Darleen M. Sherman, age 50, passed away on March 19, 2011. She was daughter of a long ago co-worker, Priscilla Sherman. In 1971, Darleen was taken into the home of Priscilla and Ron Sherman and subsequently adopted. From age four to eleven Darleen was institutionalized at Wassaic State School, Dutchess County, New York. At the time Priscilla, her husband Ron and I worked for New York State and we were involved in a statewide program to resettle the developmentally disabled from large institutions to community based living programs. It was project that signaled the end of tragic period in the care of the developmentally disabled. It was common in the years prior to that to consider such young children too much of a burden and they were carted off to large institutions. By their adoption of Darleen, Priscilla and Ron Sherman became pioneers in a time when Rett angels were unknown. I learned of her death on the following Monday morning while holding on my lap my beautiful CDKL5 angel, Haley. It has been only two years since Haley was diagnosed, but it had been almost 40 years since I was in Valatie, New York with one of her sister angels. In a way Darlene was a prophet for my later life. So, there is a special sadness upon Darleen’s passing.
Priscilla and Ron’s adoption of Darleen was a clear and present choice to accommodate a life in need. Although they were young then, they were not naïve, as they were employed in the work of serving the developmentally disabled. Unlike new parents who are swept up into torrent of life altering and life threatening needs upon the birth of their imperfect child without any choice, Priscilla and Ron jumped into the torrent. It is one thing to be swept up in the dark of night by the tsunami of special needs world and it is another in the light of day to jump into it to save another going by. I am sure I can say, on their behalf, that they have no regrets whatsoever.

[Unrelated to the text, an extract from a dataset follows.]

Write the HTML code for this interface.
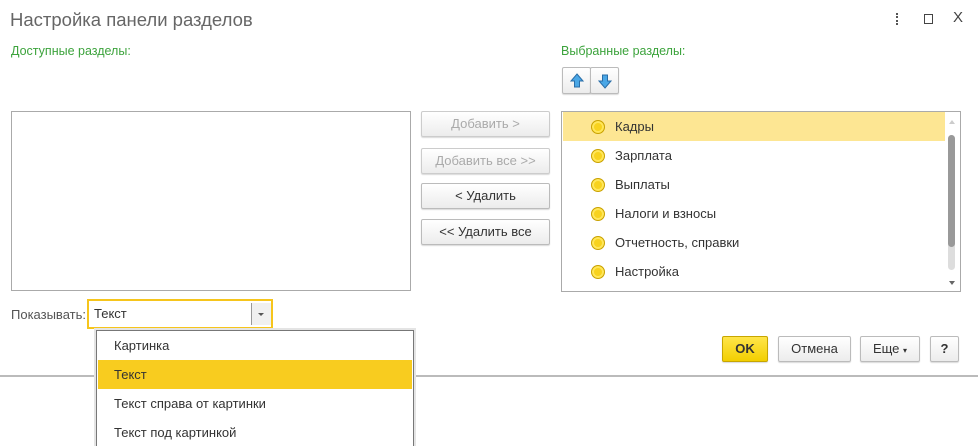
<!DOCTYPE html>
<html style="overflow:hidden"><head><meta charset="utf-8"><style>
*{box-sizing:border-box;margin:0;padding:0}
html,body{width:978px;height:446px;overflow:hidden}
body{background:#fff;font-family:"Liberation Sans","Noto Sans CJK SC",sans-serif;font-size:13px;color:#333;position:relative}
.a{position:absolute}
.title{left:10px;top:9px;font-size:18.5px;color:#666}
.lbl{color:#3ca33c;font-size:12.5px;top:44px}
.btn{position:absolute;border:1px solid #bbb;border-radius:2px;background:linear-gradient(#fff,#ececec);box-shadow:0 1px 1px rgba(0,0,0,.15);text-align:center;font-size:13px;color:#333;line-height:24px}
.dis{color:#aaa;border-color:#ccc}
.row{position:absolute;left:1px;width:382px;height:29px;line-height:29px}
.dot{position:absolute;left:28px;top:8px;width:14px;height:14px;border-radius:50%;background:#f8d21e;border:1px solid #c9a100;box-shadow:inset 0 0 0 2px #ffe65a}
.row span{position:absolute;left:52px}
.dd{position:absolute;left:1px;width:314px;height:29px;line-height:29px;padding-left:16px}
</style></head><body>
<div class="a title">Настройка панели разделов</div>
<div class="a" style="left:896px;top:13px;width:2px;height:12px;border-left:2px dotted #555"></div>
<div class="a" style="left:924px;top:14px;width:9px;height:10px;border:1.5px solid #444"></div>
<div class="a" style="left:953px;top:9px;font-size:15px;color:#444">X</div>
<div class="a lbl" style="left:11px">Доступные разделы:</div>
<div class="a lbl" style="left:561px">Выбранные разделы:</div>
<div class="btn" style="left:562px;top:67px;width:29px;height:27px">
<svg width="14" height="16" viewBox="0 0 14 16" style="margin-top:5px"><path d="M7 1L13 8H9.5V14H4.5V8H1Z" fill="#4aa7e6" stroke="#2a6ea8"/></svg></div>
<div class="btn" style="left:590px;top:67px;width:29px;height:27px">
<svg width="14" height="16" viewBox="0 0 14 16" style="margin-top:5px"><path d="M7 15L13 8H9.5V2H4.5V8H1Z" fill="#4aa7e6" stroke="#2a6ea8"/></svg></div>
<div class="a" style="left:11px;top:111px;width:400px;height:180px;border:1px solid #aaa"></div>
<div class="btn dis" style="left:421px;top:111px;width:129px;height:26px">Добавить &gt;</div>
<div class="btn dis" style="left:421px;top:148px;width:129px;height:26px">Добавить все &gt;&gt;</div>
<div class="btn" style="left:421px;top:183px;width:129px;height:26px">&lt; Удалить</div>
<div class="btn" style="left:421px;top:219px;width:129px;height:26px">&lt;&lt; Удалить все</div>
<div class="a" style="left:561px;top:111px;width:400px;height:181px;border:1px solid #aaa">
<div class="row" style="top:0;background:#fde693;"><div class="dot"></div><span>Кадры</span></div>
<div class="row" style="top:29px"><div class="dot"></div><span>Зарплата</span></div>
<div class="row" style="top:58px"><div class="dot"></div><span>Выплаты</span></div>
<div class="row" style="top:87px"><div class="dot"></div><span>Налоги и взносы</span></div>
<div class="row" style="top:116px"><div class="dot"></div><span>Отчетность, справки</span></div>
<div class="row" style="top:145px"><div class="dot"></div><span>Настройка</span></div>
<div class="a" style="left:386px;top:23px;width:7px;height:135px;border-radius:4px;background:#ddd"></div>
<div class="a" style="left:386px;top:23px;width:7px;height:112px;border-radius:4px;background:#999"></div>
<div class="a" style="left:387px;top:8px;border:3px solid transparent;border-bottom:4px solid #ccc;border-top:0"></div>
<div class="a" style="left:387px;top:169px;border:3px solid transparent;border-top:4px solid #666;border-bottom:0"></div>
</div>
<div class="a" style="left:11px;top:307px;color:#555">Показывать:</div>
<div class="a" style="left:87px;top:299px;width:186px;height:30px;border:2px solid #f6c51c;background:#fff">
<div class="a" style="left:5px;top:5px;color:#333">Текст</div>
<div class="a" style="left:162px;top:2px;width:20px;height:22px;border-left:1px solid #999;background:#f0f0f0"></div>
<div class="a" style="left:169px;top:12px;border:3px solid transparent;border-top:3px solid #555;border-bottom:0"></div>
</div>
<div class="a" style="left:0;top:375px;width:978px;height:2px;background:#bbb"></div>
<div class="btn" style="left:722px;top:336px;width:46px;height:26px;background:linear-gradient(#ffe54a,#f2cf00);border-color:#c7a600;font-weight:bold;color:#333">OK</div>
<div class="btn" style="left:778px;top:336px;width:73px;height:26px">Отмена</div>
<div class="btn" style="left:860px;top:336px;width:60px;height:26px">Еще <span style="font-size:8px">▾</span></div>
<div class="btn" style="left:930px;top:336px;width:29px;height:26px;font-weight:bold">?</div>
<div class="a" style="left:94px;top:328px;width:322px;height:118px;background:#e4e4e4;overflow:hidden">
<div class="a" style="left:2px;top:2px;width:318px;height:130px;background:#fff;border:1px solid #777">
<div class="dd" style="top:0">Картинка</div>
<div class="dd" style="top:29px;background:#f8cc1f">Текст</div>
<div class="dd" style="top:58px">Текст справа от картинки</div>
<div class="dd" style="top:87px">Текст под картинкой</div>
</div></div>
</body></html>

The pain and frustrations of dealing with the issues of caring for the often acute and ever present chronic issues of our children, is over time outweighed by the awesome gratification of having done so. The Sherman’s are a tribute to such a life. There is no tool I am aware of that can measure these gratifications but we know they are there. I am acutely aware of this at this time in my life. At present, we seem far removed from Haley’s terrifying seizures of the first three years and the devastation of her diagnosis. We are beyond the dark period a few months ago when we had to consider the death of Emily. It is period of joy watching them flourish. It is also a time when I can reflect on the life and time of Darleen and her family. That means touching not only the nature of their loss, but also the measure of how they lived life in service of each other. I was privileged to have been a witness at the beginning and it is now a privilege to do so at the end of this part of the journey.
As I read our daily messages and inquiries I am always mindful of the pain that drifts between the lines screaming that the burdens of dealing with our children's burdens seem crushing and without end. I am not that far away from Haley’s’ birth four years ago or Emily’s four months ago, it still evokes tears upon recall. But I contrast those memories with the ever present gratitude and privilege of living life with these extraordinary children and the pain goes away.
Forty years ago a young lady named Darlene was prophesying a life I was yet to lead, little did I know how much I would be thanking her.